Tuesday, May 25, 2010

Fine Art or Optical Trickery?

In 1965, TIME magazine coined the phrase, "Op Art" which was a shorthand description for optical art. Op Art refers to nonrepresentational art where the color and perspective give the viewer a sense of movement, patterns or vibrations. (Victor Vasarely's work on right)

Starting in the 60s, Op Art style was the rage in fashion, architecture, decorating and advertising. It was considered by a many to be a very hip new art form created by young emerging artists.

In fact, not only had artists such as M.C. Escher and Josef Albers been experimenting with color and perspectives for decades, but the artists most associated with Op Art in the 60s were: Bridget Riley (1931), Victor Vasarely (1908-1997), Richard Anuskiewicz (1930). In other words, these were older and more highly experienced artist.

In spite of the popularity of Op Art, there were art critics who contended that it really wasn't a fine art style. Instead, they contended that since the goal of Op Art is to fool the eye - much like trompe l'oeil painted murals which create illusory scenes of depth - Op Art was nothing more than art trickery. (Bridget Riley at left and below left - Richard Anuskiewicz below right.)

Below is an example of trompe l'oeil.

What do you think? Fine Art or optical trickery?

Tuesday, May 18, 2010

A Russian Who Got the Light Just Right...

We have shared many artists from many lands, but until now there's been an absence on this blog of gifted Russian artists. I was first introduced to Russian art work through a special traveling exhibit at the D'Orsay Museum in Paris.

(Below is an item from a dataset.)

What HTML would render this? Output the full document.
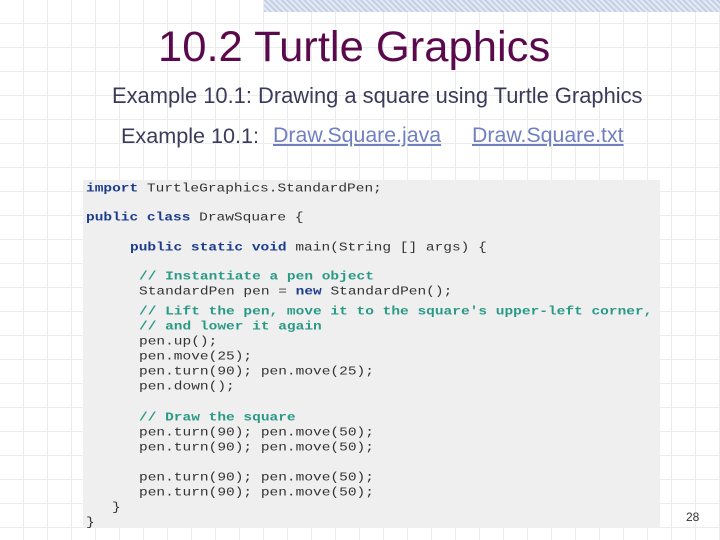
<!DOCTYPE html>
<html><head><style>
body{margin:0;width:720px;height:540px;overflow:hidden;position:relative;font-family:"Liberation Sans",sans-serif;
background-color:#fff;
background-image:repeating-linear-gradient(to right,transparent 0 23px,#ececec 23px 24px),repeating-linear-gradient(to bottom,transparent 0 23px,#ececec 23px 24px);}
.band{position:absolute;left:264px;top:0;width:456px;height:12px;background:#d3dcec;
background-image:repeating-linear-gradient(45deg,#c4d0e6 0 2px,#e4e9f3 2px 4px);}
.t{position:absolute;white-space:nowrap}
.code{position:absolute;left:83px;top:180px;width:577px;height:348px;background:#efefef}
.l{position:absolute;white-space:pre;font-family:"Liberation Mono",monospace;font-size:14.5px;line-height:15px;color:#333;transform:scaleY(0.85);transform-origin:left center}
.k{color:#1c3c8c;font-weight:bold}
.c{color:#2a9a86;font-weight:bold}
a{color:#6f7fc0;text-decoration:underline}
</style></head><body>
<div class="band"></div>
<div class="t" style="left:158px;top:23px;font-size:43px;color:#5a0a4c;transform:scaleX(1.013);transform-origin:left">10.2 Turtle Graphics</div>
<div class="t" style="left:112px;top:83px;font-size:22px;color:#3a3a5a;transform:scaleX(0.995);transform-origin:left">Example 10.1: Drawing a square using Turtle Graphics</div>
<div class="t" style="left:121px;top:123px;font-size:21.6px;color:#3a3a5a">Example 10.1:</div>
<div class="t" style="left:273px;top:123px;font-size:21.3px"><a>Draw.Square.java</a></div>
<div class="t" style="left:472px;top:123px;font-size:21.3px"><a>Draw.Square.txt</a></div>
<div class="code"></div>
<div class="l" style="left:86px;top:182px"><span class="k">import</span> TurtleGraphics.StandardPen;</div>
<div class="l" style="left:86px;top:211px"><span class="k">public class</span> DrawSquare {</div>
<div class="l" style="left:130px;top:241px"><span class="k">public static void</span> main(String [] args) {</div>
<div class="l" style="left:139px;top:270px"><span class="c">// Instantiate a pen object</span></div>
<div class="l" style="left:139px;top:285px">StandardPen pen = <span class="k">new</span> StandardPen();</div>
<div class="l" style="left:139px;top:305px"><span class="c">// Lift the pen, move it to the square's upper-left corner,</span></div>
<div class="l" style="left:139px;top:320px"><span class="c">// and lower it again</span></div>
<div class="l" style="left:139px;top:335px">pen.up();</div>
<div class="l" style="left:139px;top:350px">pen.move(25);</div>
<div class="l" style="left:139px;top:365px">pen.turn(90); pen.move(25);</div>
<div class="l" style="left:139px;top:380px">pen.down();</div>
<div class="l" style="left:139px;top:411px"><span class="c">// Draw the square</span></div>
<div class="l" style="left:139px;top:426px">pen.turn(90); pen.move(50);</div>
<div class="l" style="left:139px;top:441px">pen.turn(90); pen.move(50);</div>
<div class="l" style="left:139px;top:471px">pen.turn(90); pen.move(50);</div>
<div class="l" style="left:139px;top:486px">pen.turn(90); pen.move(50);</div>
<div class="l" style="left:112px;top:501px">}</div>
<div class="l" style="left:86px;top:516px">}</div>
<div class="t" style="left:686px;top:510px;font-size:12px;color:#333">28</div>
</body></html>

One painting in particular caught my attention. It was so beautifully luminous that I couldn't stop looking at it.

I had to write the name of the artist and the title of his work in my sketchbook/journal so I could find out more about him when I returned home.

The artist was Arkhip Ivanovitch Kouindji (1841-1910) also spelled Kuindzhi, Kuiniji, and, well, if you want to look him up just key in his first name. Orphaned as a six year old, he worked at a variety of menial jobs until his natural gift led to a job as a photo retoucher. He eventually went to St. Petersburg where he took some training, but remained largely self-trained.

He is recognized as a painter who sought and succeeded in transmitting "light's fullness and density." Below are a few more of his paintings showing his capture of light and mood. What's your opinion of his works? Have you ever heard of him? Please share your comments.

Monday, May 10, 2010

Do-Ho Suh and the Haunting Sculpture

Recently a friend sent me a wonderful video featuring Picasso's "Guernica." (A mural depicting the bombing of the town and citizens during the Spanish Civil War.) Feeling the impact of "Guernica" got me thinking about how art can reach into us in so many ways. I remembered an exhibition at the Seattle Art Museum a few years back with a sculpture that still haunts me with its beauty and ambiguity.

The artist's name is Do-Ho Suh and the piece that came to mind was a stunning sculpture titled, "Some/One." As I walked into the room where the piece was featured, I was taken with the monumental size and simplicity of this Asian emperor style robe and how beautifully it shimmered. There was a grace to the form and the way it arced around the floor as I approached from the back to the front of the piece. (Please double click on images for enlargements.)

Upon closer observation, I noticed layers - like armor plate. When I was even closer still, I realized what I was looking at and it startled me. The robe was entirely made of military dog-tags. I was stunned. Suddenly the sculpture took on another meaning, another dimension. I have never forgotten the image and the impact it had on me.
As you look at the images what feelings does it conjure up? How would you interpret the title, "Some/One?"

When you face the front of the sculpture, the robe is open and the form underneath is made with mirrors.
You can see yourself imposed on the form. In your opinion, what was the artist asking us to consider?

Is there a work of art that haunts your memory? Why do you think that is?

Wednesday, May 5, 2010

About Domenicos Theotocopoulos...

With a name like that, you might think I'm writing about another Greek friend. Not so. If he were a friend, he'd be about 400 years old. Actually, it was the Spaniards with their penchant for nicknames that referred to him as "El Greco," (the Greek).

El Greco (1541-1614)was born on the island of Crete and received extensive art training in both Venice and Rome. Later, he moved to Spain where he lived in Toledo until his death.

Art historians have had a hard time categorizing his style. Part Renaissance, mannerism, and expressionism in style, he is considered the precursor for cubism and impressionism. From what is historically known about him, it's more than likely that what he really was a man who did not live his life or art under the strictures of the times. In his art, he believed above all in freedom of style and is quoted as considering color more important than form.

His unique style meant that his work was not highly regarded in his lifetime. It would be another 300 years before his unusual amalgam of styles and fervor were recognized and appreciated.

One of the best known of his works is titled, "The Burial of Count Orgaz" shown below. (This is a very large painting - click image for detail.)

Here are a two more of his paintings. You can see the quality of his portraits and his ability with composition. The background on the right one seems to hint of surrealism. What do you think?